Problem to work on: List each line holding the string "with".

Given data:

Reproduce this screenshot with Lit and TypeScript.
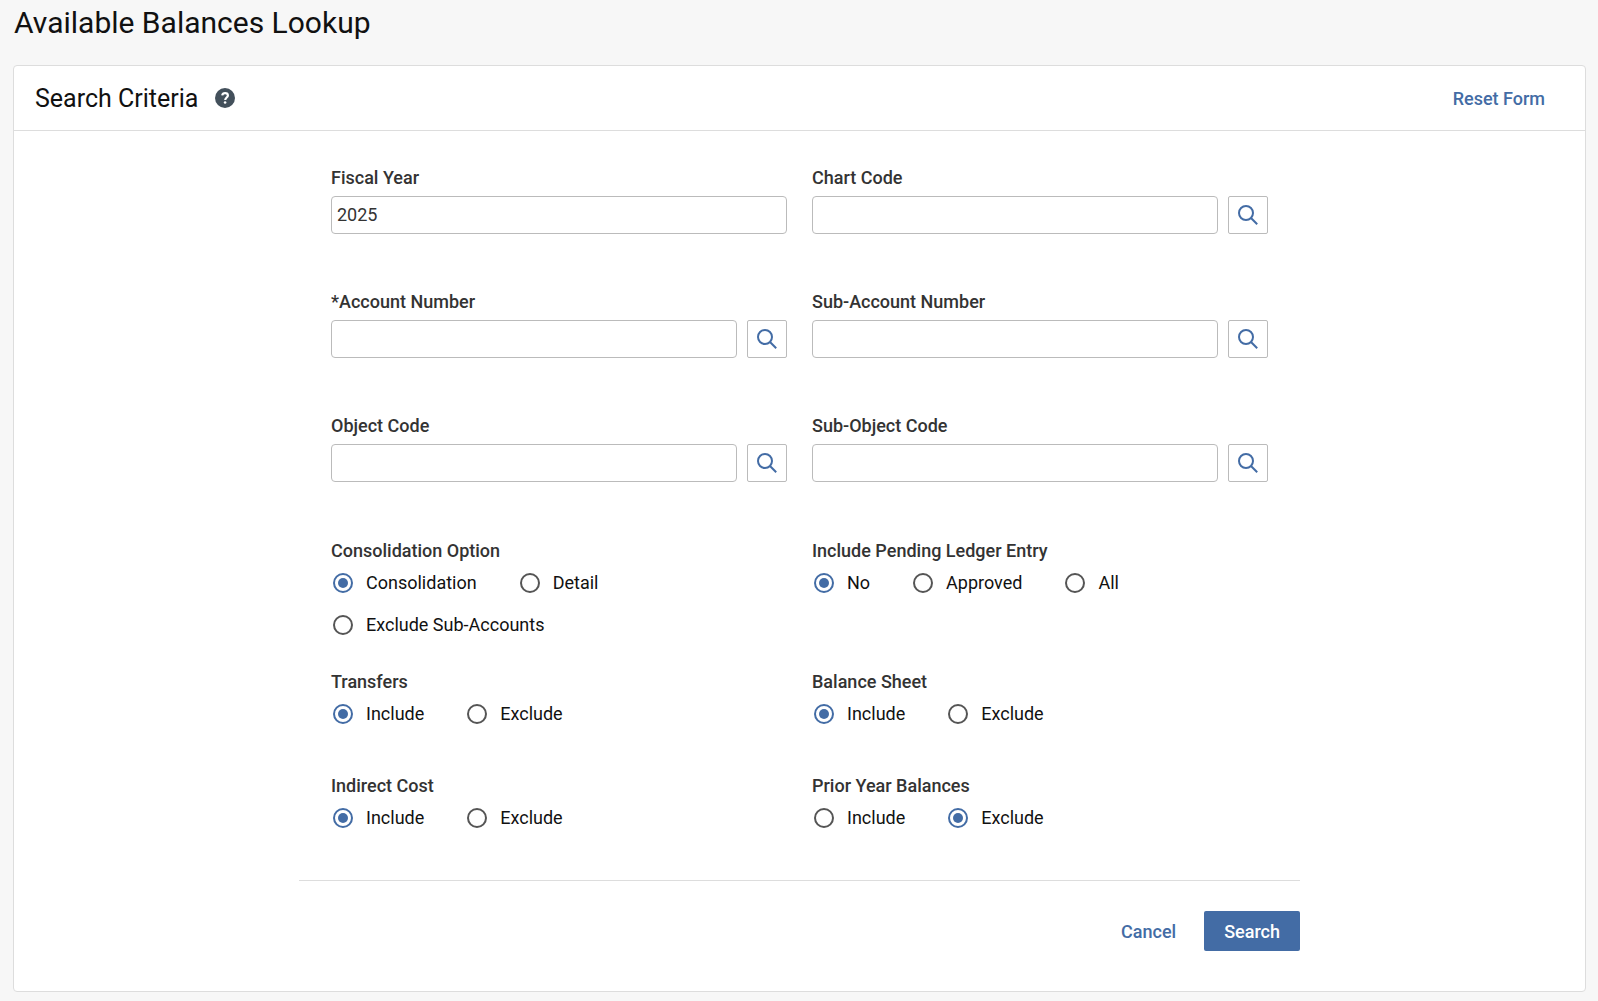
import { LitElement, html, css, nothing } from "lit";
import { customElement, property } from "lit/decorators.js";

const textStyles = css`
  :host,
  * {
    box-sizing: border-box;
  }
  button,
  input {
    font: inherit;
    color: inherit;
  }
  .label {
    display: block;
    padding: 0;
    font-weight: 500;
    line-height: 24px;
    color: #333;
  }
`;

/** Text box with its label and, when asked for, a lookup button. */
@customElement("lookup-field")
export class LookupField extends LitElement {
  @property() label = "";
  @property() value = "";
  @property({ type: Boolean }) required = false;
  @property({ type: Boolean }) lookup = false;

  static styles = [
    textStyles,
    css`
      :host {
        display: block;
        min-height: 92px;
      }
      .row {
        display: flex;
        gap: 10px;
        margin-top: 6px;
      }
      .box {
        flex: 1;
        min-width: 0;
        height: 38px;
        padding: 0 5px 2px;
        border: 1px solid #bbb;
        border-radius: 4px;
        background: #fff;
        color: #333;
      }
      .lookup {
        display: grid;
        place-items: center;
        width: 40px;
        height: 38px;
        padding: 0;
        border: 1px solid #bbb;
        border-radius: 2px;
        background: #fff;
        color: #436ca5;
        cursor: pointer;
      }
    `,
  ];

  render() {
    return html`
      <label class="label" for="box">${this.required ? "*" : ""}${this.label}</label>
      <div class="row">
        <input class="box" id="box" type="text" .value=${this.value} ?required=${this.required} />
        ${this.lookup
          ? html`<button class="lookup" type="button" aria-label="Look up ${this.label}">
              <svg width="20" height="20" viewBox="0 0 20 20" fill="none" stroke="currentColor" stroke-width="2" aria-hidden="true">
                <circle cx="8" cy="8" r="7" />
                <path d="M13 13L19.2 19.2" />
              </svg>
            </button>`
          : nothing}
      </div>
    `;
  }
}

/** Titled set of radio buttons. */
@customElement("radio-set")
export class RadioSet extends LitElement {
  @property() label = "";
  @property({ type: Array }) options: string[] = [];
  @property() value = "";

  static styles = [
    textStyles,
    css`
      :host {
        display: block;
        min-height: 72px;
        padding-top: 1px;
      }
      .set {
        min-width: 0;
        margin: 0;
        padding: 0;
        border: 0;
      }
      .options {
        display: flex;
        flex-wrap: wrap;
        gap: 18px 43px;
        margin-top: 8px;
        padding-left: 2px;
      }
      .option {
        display: flex;
        align-items: center;
        gap: 13px;
        line-height: 24px;
        color: #111;
        cursor: pointer;
      }
      .radio {
        appearance: none;
        display: grid;
        place-items: center;
        width: 20px;
        height: 20px;
        margin: 0;
        border: 2px solid #555;
        border-radius: 50%;
        background: #fff;
      }
      .radio:checked {
        border-color: #436ca5;
      }
      .radio:checked::before {
        content: "";
        width: 10px;
        height: 10px;
        border-radius: 50%;
        background: #436ca5;
      }
    `,
  ];

  render() {
    return html`
      <fieldset class="set">
        <legend class="label">${this.label}</legend>
        <div class="options">
          ${this.options.map(
            (option) => html`<label class="option">
              <input
                class="radio"
                type="radio"
                name="choice"
                .checked=${option === this.value}
                @change=${() => (this.value = option)}
              />${option}
            </label>`,
          )}
        </div>
      </fieldset>
    `;
  }
}

@customElement("app-root")
export class AppRoot extends LitElement {
  static styles = [
    textStyles,
    css`
      :host {
        display: block;
        min-height: 100vh;
        padding: 0 12px 9px 13px;
        background: #f7f7f7;
        font-family: Roboto, "Liberation Sans", sans-serif;
        font-size: 18px;
        color: #111;
      }
      .title {
        margin: 0;
        padding: 5px 1px 24px;
        font-size: 30px;
        font-weight: 400;
        line-height: 36px;
      }
      .card {
        border: 1px solid #ddd;
        border-radius: 4px;
        background: #fff;
      }
      .head {
        display: flex;
        align-items: center;
        gap: 17px;
        height: 65px;
        padding: 0 40px 0 21px;
        border-bottom: 1px solid #ddd;
      }
      .heading {
        margin: 0;
        padding-top: 2px;
        font-size: 25px;
        font-weight: 400;
        line-height: 32px;
      }
      .help {
        display: grid;
        padding: 0;
        border: 0;
        background: none;
        cursor: pointer;
      }
      .link {
        padding: 2px 0 0;
        border: 0;
        background: none;
        color: #436ca5;
        font-weight: 500;
        line-height: 24px;
        cursor: pointer;
      }
      .reset {
        margin-left: auto;
      }
      .form {
        max-width: 1001px;
        margin: 0 auto;
        padding-bottom: 40px;
      }
      .fields {
        display: grid;
        grid-template-columns: repeat(2, minmax(0, 1fr));
        gap: 32px 25px;
        padding: 35px 32px;
        border-bottom: 1px solid #ddd;
      }
      .actions {
        display: flex;
        justify-content: flex-end;
        align-items: center;
        gap: 28px;
        padding-top: 30px;
      }
      .search {
        height: 40px;
        padding: 0 20px;
        border: 0;
        border-radius: 2px;
        background: #436ca5;
        color: #fff;
        font-weight: 500;
        cursor: pointer;
      }
    `,
  ];

  render() {
    return html`
      <h1 class="title">Available Balances Lookup</h1>
      <main class="card">
        <header class="head">
          <h2 class="heading">Search Criteria</h2>
          <button class="help" type="button" aria-label="Help">
            <svg width="20" height="20" viewBox="0 0 20 20" aria-hidden="true">
              <circle cx="10" cy="10" r="10" fill="#43505b" />
              <path
                d="M7.2 7.4C7.5 5.9 8.6 5.1 10.1 5.1C11.8 5.1 12.9 6 12.9 7.4C12.9 9.4 10.2 9.6 10.2 12"
                fill="none"
                stroke="#fff"
                stroke-width="2.2"
              />
              <circle cx="10.1" cy="14.5" r="1.3" fill="#fff" />
            </svg>
          </button>
          <button class="link reset" type="button">Reset Form</button>
        </header>
        <form class="form" @submit=${(e: Event) => e.preventDefault()}>
          <div class="fields">
            <lookup-field label="Fiscal Year" value="2025"></lookup-field>
            <lookup-field label="Chart Code" lookup></lookup-field>
            <lookup-field label="Account Number" required lookup></lookup-field>
            <lookup-field label="Sub-Account Number" lookup></lookup-field>
            <lookup-field label="Object Code" lookup></lookup-field>
            <lookup-field label="Sub-Object Code" lookup></lookup-field>
            <radio-set
              label="Consolidation Option"
              .options=${["Consolidation", "Detail", "Exclude Sub-Accounts"]}
              value="Consolidation"
            ></radio-set>
            <radio-set label="Include Pending Ledger Entry" .options=${["No", "Approved", "All"]} value="No"></radio-set>
            <radio-set label="Transfers" .options=${["Include", "Exclude"]} value="Include"></radio-set>
            <radio-set label="Balance Sheet" .options=${["Include", "Exclude"]} value="Include"></radio-set>
            <radio-set label="Indirect Cost" .options=${["Include", "Exclude"]} value="Include"></radio-set>
            <radio-set label="Prior Year Balances" .options=${["Include", "Exclude"]} value="Exclude"></radio-set>
          </div>
          <div class="actions">
            <button class="link" type="button">Cancel</button>
            <button class="search" type="submit">Search</button>
          </div>
        </form>
      </main>
    `;
  }
}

Task response:
Reproduce this screenshot with Lit and TypeScript.
/** Text box with its label and, when asked for, a lookup button. */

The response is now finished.